## START
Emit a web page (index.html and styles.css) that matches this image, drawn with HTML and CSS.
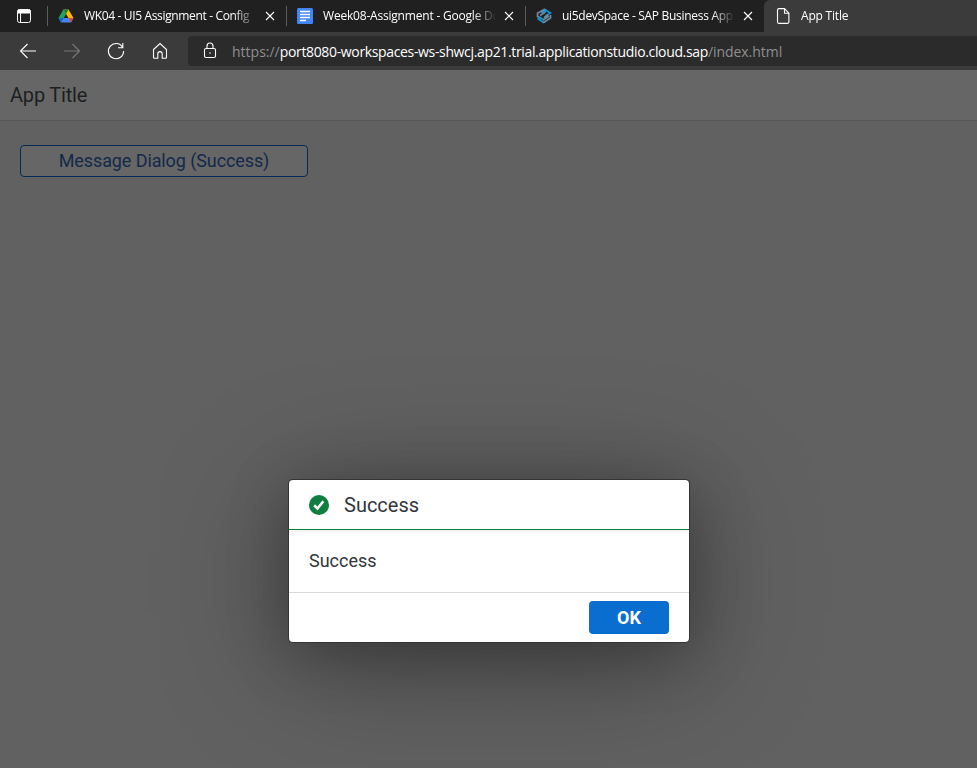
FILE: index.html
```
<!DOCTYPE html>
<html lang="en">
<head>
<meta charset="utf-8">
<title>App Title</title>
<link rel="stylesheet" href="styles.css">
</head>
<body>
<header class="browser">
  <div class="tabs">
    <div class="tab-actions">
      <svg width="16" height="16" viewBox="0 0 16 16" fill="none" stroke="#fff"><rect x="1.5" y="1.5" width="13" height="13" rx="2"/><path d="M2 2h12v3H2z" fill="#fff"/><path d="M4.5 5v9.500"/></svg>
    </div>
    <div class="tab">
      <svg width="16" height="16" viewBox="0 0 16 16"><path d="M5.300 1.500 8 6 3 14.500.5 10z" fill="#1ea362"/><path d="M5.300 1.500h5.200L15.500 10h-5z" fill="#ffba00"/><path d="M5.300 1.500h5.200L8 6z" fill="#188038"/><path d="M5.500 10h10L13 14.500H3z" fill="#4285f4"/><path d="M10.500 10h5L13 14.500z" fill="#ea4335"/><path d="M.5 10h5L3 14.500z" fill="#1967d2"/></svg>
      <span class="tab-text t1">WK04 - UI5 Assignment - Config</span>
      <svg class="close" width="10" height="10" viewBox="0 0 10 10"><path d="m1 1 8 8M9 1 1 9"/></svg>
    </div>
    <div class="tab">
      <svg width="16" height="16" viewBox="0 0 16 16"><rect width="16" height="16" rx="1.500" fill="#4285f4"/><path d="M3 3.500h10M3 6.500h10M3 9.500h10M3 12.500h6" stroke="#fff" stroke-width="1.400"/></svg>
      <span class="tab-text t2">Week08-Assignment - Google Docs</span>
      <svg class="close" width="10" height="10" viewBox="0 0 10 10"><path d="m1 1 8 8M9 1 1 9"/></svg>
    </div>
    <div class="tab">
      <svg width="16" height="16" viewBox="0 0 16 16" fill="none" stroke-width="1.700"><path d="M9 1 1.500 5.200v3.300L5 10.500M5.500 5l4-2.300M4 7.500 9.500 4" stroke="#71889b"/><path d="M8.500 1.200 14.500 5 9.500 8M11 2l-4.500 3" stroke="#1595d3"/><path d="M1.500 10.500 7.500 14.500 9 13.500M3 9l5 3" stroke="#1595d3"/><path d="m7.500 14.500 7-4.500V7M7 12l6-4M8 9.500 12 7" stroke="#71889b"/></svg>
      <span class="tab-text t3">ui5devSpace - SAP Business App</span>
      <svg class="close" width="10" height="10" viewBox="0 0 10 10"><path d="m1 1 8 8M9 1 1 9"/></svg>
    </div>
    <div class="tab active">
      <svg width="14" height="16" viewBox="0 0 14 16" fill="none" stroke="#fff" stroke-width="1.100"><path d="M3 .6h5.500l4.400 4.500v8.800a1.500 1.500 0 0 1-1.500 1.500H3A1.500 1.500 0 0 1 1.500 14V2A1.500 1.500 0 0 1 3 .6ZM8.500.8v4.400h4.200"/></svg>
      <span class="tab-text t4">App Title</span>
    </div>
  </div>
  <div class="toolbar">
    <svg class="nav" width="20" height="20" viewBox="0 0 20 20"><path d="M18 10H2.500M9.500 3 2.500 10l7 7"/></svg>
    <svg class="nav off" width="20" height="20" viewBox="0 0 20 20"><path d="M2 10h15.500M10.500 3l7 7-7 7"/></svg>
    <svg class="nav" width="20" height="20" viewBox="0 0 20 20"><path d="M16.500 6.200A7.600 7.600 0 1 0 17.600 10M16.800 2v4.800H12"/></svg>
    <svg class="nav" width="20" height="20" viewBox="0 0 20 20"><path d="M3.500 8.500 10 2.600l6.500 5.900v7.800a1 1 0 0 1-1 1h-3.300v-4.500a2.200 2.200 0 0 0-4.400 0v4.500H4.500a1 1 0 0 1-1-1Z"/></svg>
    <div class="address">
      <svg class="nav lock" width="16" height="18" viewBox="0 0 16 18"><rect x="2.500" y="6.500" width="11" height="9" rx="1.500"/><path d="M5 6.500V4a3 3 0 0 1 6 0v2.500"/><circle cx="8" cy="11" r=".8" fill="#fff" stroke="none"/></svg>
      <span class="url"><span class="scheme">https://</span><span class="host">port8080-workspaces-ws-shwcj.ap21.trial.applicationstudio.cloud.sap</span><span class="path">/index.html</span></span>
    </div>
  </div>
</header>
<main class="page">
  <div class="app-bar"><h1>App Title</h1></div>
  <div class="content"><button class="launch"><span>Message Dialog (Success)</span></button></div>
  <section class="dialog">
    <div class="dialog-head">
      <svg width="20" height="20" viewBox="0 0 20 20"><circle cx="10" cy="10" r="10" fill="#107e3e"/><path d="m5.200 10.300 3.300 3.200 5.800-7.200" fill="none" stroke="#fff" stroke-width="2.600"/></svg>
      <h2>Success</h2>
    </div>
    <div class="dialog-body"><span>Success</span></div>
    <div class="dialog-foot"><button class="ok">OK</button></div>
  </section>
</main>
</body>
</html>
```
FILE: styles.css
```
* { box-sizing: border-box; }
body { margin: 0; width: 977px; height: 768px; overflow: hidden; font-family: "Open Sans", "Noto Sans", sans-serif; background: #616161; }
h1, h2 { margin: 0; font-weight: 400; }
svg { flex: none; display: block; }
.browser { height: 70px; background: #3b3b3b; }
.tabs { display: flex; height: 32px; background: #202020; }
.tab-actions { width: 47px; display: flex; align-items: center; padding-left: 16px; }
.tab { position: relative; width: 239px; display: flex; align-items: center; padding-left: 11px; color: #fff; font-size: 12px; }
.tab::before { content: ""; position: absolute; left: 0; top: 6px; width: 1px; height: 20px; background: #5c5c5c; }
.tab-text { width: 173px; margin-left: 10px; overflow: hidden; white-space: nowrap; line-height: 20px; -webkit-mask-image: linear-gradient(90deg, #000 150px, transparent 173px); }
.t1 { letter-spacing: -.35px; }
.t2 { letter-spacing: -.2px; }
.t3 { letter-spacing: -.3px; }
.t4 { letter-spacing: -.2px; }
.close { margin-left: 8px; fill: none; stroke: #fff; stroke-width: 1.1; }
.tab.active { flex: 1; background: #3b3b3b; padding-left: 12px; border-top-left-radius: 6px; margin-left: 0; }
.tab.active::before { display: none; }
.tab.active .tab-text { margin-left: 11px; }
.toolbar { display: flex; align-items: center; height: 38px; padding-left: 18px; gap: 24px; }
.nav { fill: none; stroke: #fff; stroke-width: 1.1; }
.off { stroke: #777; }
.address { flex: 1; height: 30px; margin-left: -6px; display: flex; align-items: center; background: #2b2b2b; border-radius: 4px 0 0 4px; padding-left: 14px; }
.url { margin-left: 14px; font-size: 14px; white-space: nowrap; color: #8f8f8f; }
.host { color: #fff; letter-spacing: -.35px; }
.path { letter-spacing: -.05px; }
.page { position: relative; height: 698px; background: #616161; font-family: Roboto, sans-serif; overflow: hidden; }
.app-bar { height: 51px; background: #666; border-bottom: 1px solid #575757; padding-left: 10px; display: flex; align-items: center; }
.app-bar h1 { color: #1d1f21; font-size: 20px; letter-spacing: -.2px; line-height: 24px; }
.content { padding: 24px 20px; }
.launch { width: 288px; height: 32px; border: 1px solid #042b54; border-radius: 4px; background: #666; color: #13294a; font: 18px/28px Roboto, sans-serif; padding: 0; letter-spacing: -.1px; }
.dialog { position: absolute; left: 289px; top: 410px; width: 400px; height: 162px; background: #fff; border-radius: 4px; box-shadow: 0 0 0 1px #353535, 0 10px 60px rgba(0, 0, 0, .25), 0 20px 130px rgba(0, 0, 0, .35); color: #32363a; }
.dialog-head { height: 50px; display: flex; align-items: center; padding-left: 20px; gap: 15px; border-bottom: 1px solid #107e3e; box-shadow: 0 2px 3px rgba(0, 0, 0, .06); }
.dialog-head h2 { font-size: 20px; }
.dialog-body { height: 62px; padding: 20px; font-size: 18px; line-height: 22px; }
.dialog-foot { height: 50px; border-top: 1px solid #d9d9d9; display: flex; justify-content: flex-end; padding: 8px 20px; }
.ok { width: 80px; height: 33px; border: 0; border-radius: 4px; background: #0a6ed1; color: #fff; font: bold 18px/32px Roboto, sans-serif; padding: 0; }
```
## END
To do – Exactly how many lines of the listing above contain the string "html"? Give no more than the number.

Solution – 6